1. 28
  1. 21

    Indeed, pthread implementations on other systems seem to be rather forgiving in comparison to OpenBSD’s. I would definitely recommend testing threaded programs on OpenBSD. Any unexpected behaviour is worth investigating. It might uncover bugs in the program.

    For example, I have fixed a bug in pulseaudio with help from Philip Guenther, which was caught by a different safeguard: A thread ID is only valid in the current process, and becomes invalid after fork().

    On OpenBSD, re-use of a thread ID after fork() caused ‘pulseaudio –start’ to hang forever., thus blocking Gnome’s GDM login prompt whenever I tried to log into GNOME again after logging out, which is how I noticed…

    https://cgit.freedesktop.org/pulseaudio/pulseaudio/commit/?id=d8e2b3a78c6c60ffec9a115a0e35a3cb4c68598f

    https://bugs.freedesktop.org/show_bug.cgi?id=71738

    1. 8

      Coincidentally, I just ran Apache APR’s test suite, and got this :)

      Failed Tests            Total   Fail    Failed %
      ===================================================
      testpass                    5      2     40.00%
      pthread_mutex_destroy on mutex with waiters!
      pthread_mutex_destroy on mutex with waiters!
      *** Error 1 in test (Makefile:212 'check')
      *** Error 1 in /home/stsp/src/apr-trunk (Makefile:159 'check')
      

      (edit: typo)

    2. 3

      Pretty cool, but the error message could be worded a little more clearly for the application developer.

      1. 3

        This may be due to my familiarity with pthreads and C++ mutexes, but this error honestly was lucid for me. Could you give me an idea what you wish the error would say?

        1. 7

          pthread_mutex_destroy on mutex with waiters!

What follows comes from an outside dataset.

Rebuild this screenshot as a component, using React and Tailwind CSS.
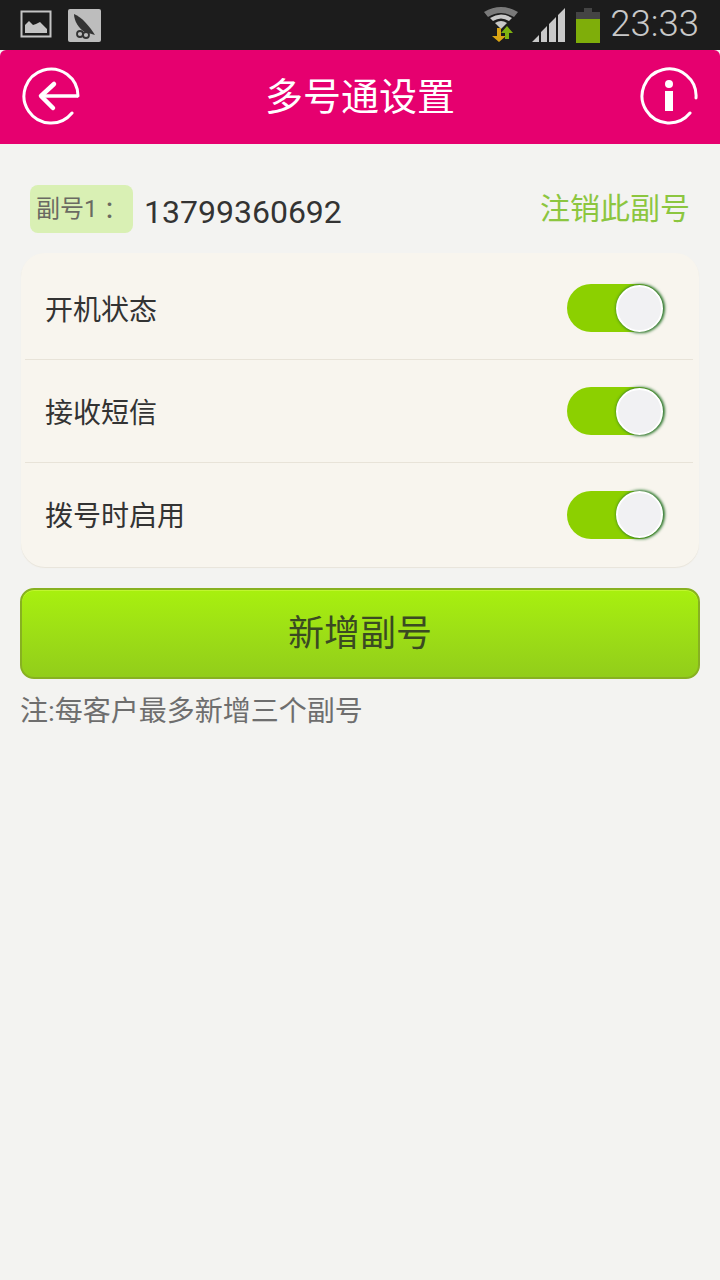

          Random sampling of thoughts that a novice might think about this:

          • “What is pthread_mutex_destroy? I’m not calling that in my code.”
          • “What’s a ‘waiter’? It sounds like I’m in a restaurant.”
          • “That pthread thing is “on mutex”? What does it mean by “on mutex”? (I know it means “called on a mutex”, but it omits enough words to not only be unclear about this but to also be grammatically incorrect.)
          • “What do I even do about this message? Is it even a bad thing?”

          Here’s a sample error message that would get it across much more clearly:

          Warning: program terminated while a mutex was still locked.

          Or, if the error message isn’t limited to program termination:

          Warning: a mutex was destroyed while it was still locked.

          You could also add some informational text to tell the programmer what to look for:

          Please ensure that all mutexes are unlocked before they are destroyed.

          I know when you’re programming, and you’re deep in the context of a particular system like pthreads, it’s really easy to just throw an error message into stderr that relies heavily on the specific keywords for that context. But the people who’ll see that message won’t necessarily have that context. They could be seeing it somewhere else entirely, working on a far higher level system. It’s worth keeping that in mind.

          1. 8

            “What’s a ‘waiter’? It sounds like I’m in a restaurant.”

            That’s a reach. If you’re programming with mutexes, you know what “waiting on a mutex” is, and “waiters” is pretty obvious from that.

            “That pthread thing is “on mutex”? What does it mean by “on mutex”? (I know it means “called on a mutex”, but it omits enough words to not only be unclear about this but to also be grammatically incorrect.)

            I think error-message-ese, like headline-ese, is a distinct enough form of expression to have its own rules, given how much priority is given to brevity in error messages.

            “What do I even do about this message? Is it even a bad thing?”

            In the spirit of the above: In error-message-ese, an exclamation point means it’s a bad thing, or at least highly unusual.

          2. 3

            I find the specific wording a tiny bit confusing because in the specific example given in the article here, no thread is actually blocked waiting on the lock when it’s destroyed - one holds it, but none are blocked.

            Totally a nitpick though.